HC Deb 24 April 1873 vol 215 cc899-900
MR. GREGORY

asked the First Lord of the Treasury, Whether he is aware that, in cases decided by the Lord Chancellor sitting for the Master of the Rolls, the party against whom judgment is to be given is deprived of his right of appeal to an intermediate tribunal; and, when he expects to be able to put an end to this and other inconveniences arising to the suitors from the vacancy in the office of the Master of the Rolls?

MR. GLADSTONE,

in reply, said, there could be no doubt the Lord Chancellor was qualified, according to what he thought was required by the public interest, to hear cases in Chancery either in the first instance or upon appeal, and not long ago it was a very common practice for the Lord Chancellor to hear cases of first instance. It was done by Lord Eldon, and, more or less, by later Lord Chancellors; but more recently the practice had been abandoned because of the increase of the Equity business and of the number of Equity Judges. Undoubtedly, the Lord Chancellor would not have made this arrangement under ordinary circumstances, because, although a suitor who would now get his judgment upon appeal, now got judgment from the same man in the first instance, yet it was rather reverting to a former practice than the continuance of a practice going on from day to day; but his noble Friend (the Lord Chan- cellor) was of opinion there was really a substantial ground why an arrangement of this kind should be made for a short time—no lengthened period—namely, pending the progress of the Supreme Court of Judicature Bill.

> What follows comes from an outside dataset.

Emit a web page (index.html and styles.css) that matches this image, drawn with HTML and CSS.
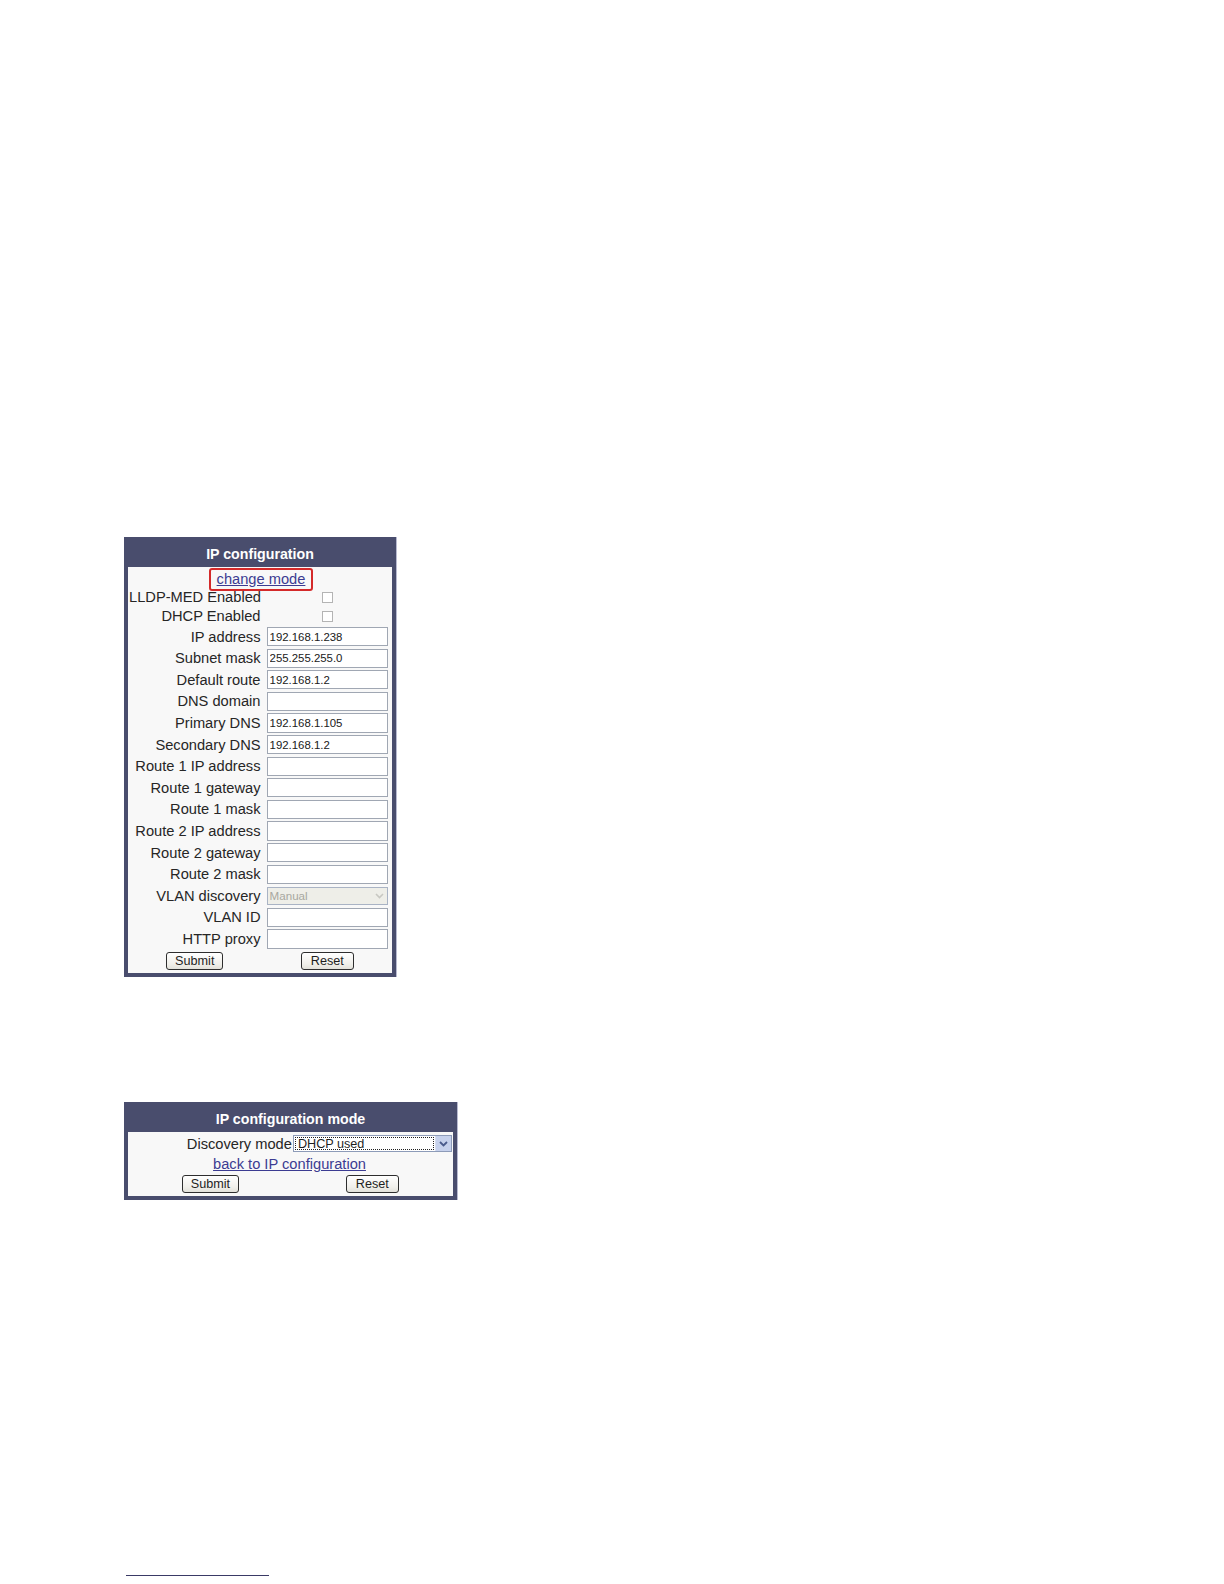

That was a measure of so much importance, and so much affected the relations of the different Courts, and especially the position of the Court of the Master of the Rolls, that it appeared to him—and the Government concurred with him—that it would be desirable for a short time to suspend the appointment to that Court, and of course to make during the interim the best arrangements that circumstances would permit for carrying on the necessary business.